**Instruction**
The listing below should be copied in full, word for word.

**Recorded data**
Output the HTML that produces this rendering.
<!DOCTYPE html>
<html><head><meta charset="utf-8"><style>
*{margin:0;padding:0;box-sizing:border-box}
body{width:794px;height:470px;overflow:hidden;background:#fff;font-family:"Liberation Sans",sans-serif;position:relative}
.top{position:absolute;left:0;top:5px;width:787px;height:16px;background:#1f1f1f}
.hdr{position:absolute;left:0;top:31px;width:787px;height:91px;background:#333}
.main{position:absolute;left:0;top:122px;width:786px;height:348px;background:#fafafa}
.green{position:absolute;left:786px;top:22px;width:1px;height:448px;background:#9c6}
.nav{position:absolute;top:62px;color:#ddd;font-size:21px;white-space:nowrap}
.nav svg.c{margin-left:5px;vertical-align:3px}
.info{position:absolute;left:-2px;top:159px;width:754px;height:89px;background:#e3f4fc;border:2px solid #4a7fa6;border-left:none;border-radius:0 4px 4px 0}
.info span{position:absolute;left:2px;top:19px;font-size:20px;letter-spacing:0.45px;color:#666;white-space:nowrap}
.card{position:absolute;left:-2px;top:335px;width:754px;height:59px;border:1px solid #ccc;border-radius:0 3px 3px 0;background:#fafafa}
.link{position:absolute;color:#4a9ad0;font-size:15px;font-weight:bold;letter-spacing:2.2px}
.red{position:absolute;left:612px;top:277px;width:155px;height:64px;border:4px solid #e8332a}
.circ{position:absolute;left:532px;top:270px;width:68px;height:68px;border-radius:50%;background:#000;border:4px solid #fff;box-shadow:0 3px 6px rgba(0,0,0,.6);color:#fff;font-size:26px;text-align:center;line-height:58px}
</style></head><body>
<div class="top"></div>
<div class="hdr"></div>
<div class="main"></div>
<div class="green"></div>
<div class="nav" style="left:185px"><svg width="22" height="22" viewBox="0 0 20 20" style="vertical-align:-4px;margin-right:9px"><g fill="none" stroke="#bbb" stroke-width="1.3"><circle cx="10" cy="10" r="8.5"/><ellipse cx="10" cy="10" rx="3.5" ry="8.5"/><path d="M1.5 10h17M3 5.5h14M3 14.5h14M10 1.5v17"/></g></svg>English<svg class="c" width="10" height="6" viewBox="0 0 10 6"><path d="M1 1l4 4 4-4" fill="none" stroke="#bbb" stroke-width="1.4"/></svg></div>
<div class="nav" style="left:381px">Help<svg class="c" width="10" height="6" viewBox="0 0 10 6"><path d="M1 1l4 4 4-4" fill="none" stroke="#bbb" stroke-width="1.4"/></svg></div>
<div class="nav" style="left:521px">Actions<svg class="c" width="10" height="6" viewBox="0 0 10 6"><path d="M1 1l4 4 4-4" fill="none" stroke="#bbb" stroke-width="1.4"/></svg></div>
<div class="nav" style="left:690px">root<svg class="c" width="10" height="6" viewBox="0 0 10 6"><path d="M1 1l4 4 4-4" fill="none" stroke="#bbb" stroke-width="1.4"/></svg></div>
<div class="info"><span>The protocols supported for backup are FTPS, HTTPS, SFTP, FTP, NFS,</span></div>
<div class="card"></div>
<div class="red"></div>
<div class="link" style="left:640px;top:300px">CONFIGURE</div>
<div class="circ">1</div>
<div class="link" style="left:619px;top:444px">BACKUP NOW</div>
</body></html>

**Task output**
Output the HTML that produces this rendering.
<!DOCTYPE html>
<html><head><meta charset="utf-8"><style>
*{margin:0;padding:0;box-sizing:border-box}
body{width:794px;height:470px;overflow:hidden;background:#fff;font-family:"Liberation Sans",sans-serif;position:relative}
.top{position:absolute;left:0;top:5px;width:787px;height:16px;background:#1f1f1f}
.hdr{position:absolute;left:0;top:31px;width:787px;height:91px;background:#333}
.main{position:absolute;left:0;top:122px;width:786px;height:348px;background:#fafafa}
.green{position:absolute;left:786px;top:22px;width:1px;height:448px;background:#9c6}
.nav{position:absolute;top:62px;color:#ddd;font-size:21px;white-space:nowrap}
.nav svg.c{margin-left:5px;vertical-align:3px}
.info{position:absolute;left:-2px;top:159px;width:754px;height:89px;background:#e3f4fc;border:2px solid #4a7fa6;border-left:none;border-radius:0 4px 4px 0}
.info span{position:absolute;left:2px;top:19px;font-size:20px;letter-spacing:0.45px;color:#666;white-space:nowrap}
.card{position:absolute;left:-2px;top:335px;width:754px;height:59px;border:1px solid #ccc;border-radius:0 3px 3px 0;background:#fafafa}
.link{position:absolute;color:#4a9ad0;font-size:15px;font-weight:bold;letter-spacing:2.2px}
.red{position:absolute;left:612px;top:277px;width:155px;height:64px;border:4px solid #e8332a}
.circ{position:absolute;left:532px;top:270px;width:68px;height:68px;border-radius:50%;background:#000;border:4px solid #fff;box-shadow:0 3px 6px rgba(0,0,0,.6);color:#fff;font-size:26px;text-align:center;line-height:58px}
</style></head><body>
<div class="top"></div>
<div class="hdr"></div>
<div class="main"></div>
<div class="green"></div>
<div class="nav" style="left:185px"><svg width="22" height="22" viewBox="0 0 20 20" style="vertical-align:-4px;margin-right:9px"><g fill="none" stroke="#bbb" stroke-width="1.3"><circle cx="10" cy="10" r="8.5"/><ellipse cx="10" cy="10" rx="3.5" ry="8.5"/><path d="M1.5 10h17M3 5.5h14M3 14.5h14M10 1.5v17"/></g></svg>English<svg class="c" width="10" height="6" viewBox="0 0 10 6"><path d="M1 1l4 4 4-4" fill="none" stroke="#bbb" stroke-width="1.4"/></svg></div>
<div class="nav" style="left:381px">Help<svg class="c" width="10" height="6" viewBox="0 0 10 6"><path d="M1 1l4 4 4-4" fill="none" stroke="#bbb" stroke-width="1.4"/></svg></div>
<div class="nav" style="left:521px">Actions<svg class="c" width="10" height="6" viewBox="0 0 10 6"><path d="M1 1l4 4 4-4" fill="none" stroke="#bbb" stroke-width="1.4"/></svg></div>
<div class="nav" style="left:690px">root<svg class="c" width="10" height="6" viewBox="0 0 10 6"><path d="M1 1l4 4 4-4" fill="none" stroke="#bbb" stroke-width="1.4"/></svg></div>
<div class="info"><span>The protocols supported for backup are FTPS, HTTPS, SFTP, FTP, NFS,</span></div>
<div class="card"></div>
<div class="red"></div>
<div class="link" style="left:640px;top:300px">CONFIGURE</div>
<div class="circ">1</div>
<div class="link" style="left:619px;top:444px">BACKUP NOW</div>
</body></html>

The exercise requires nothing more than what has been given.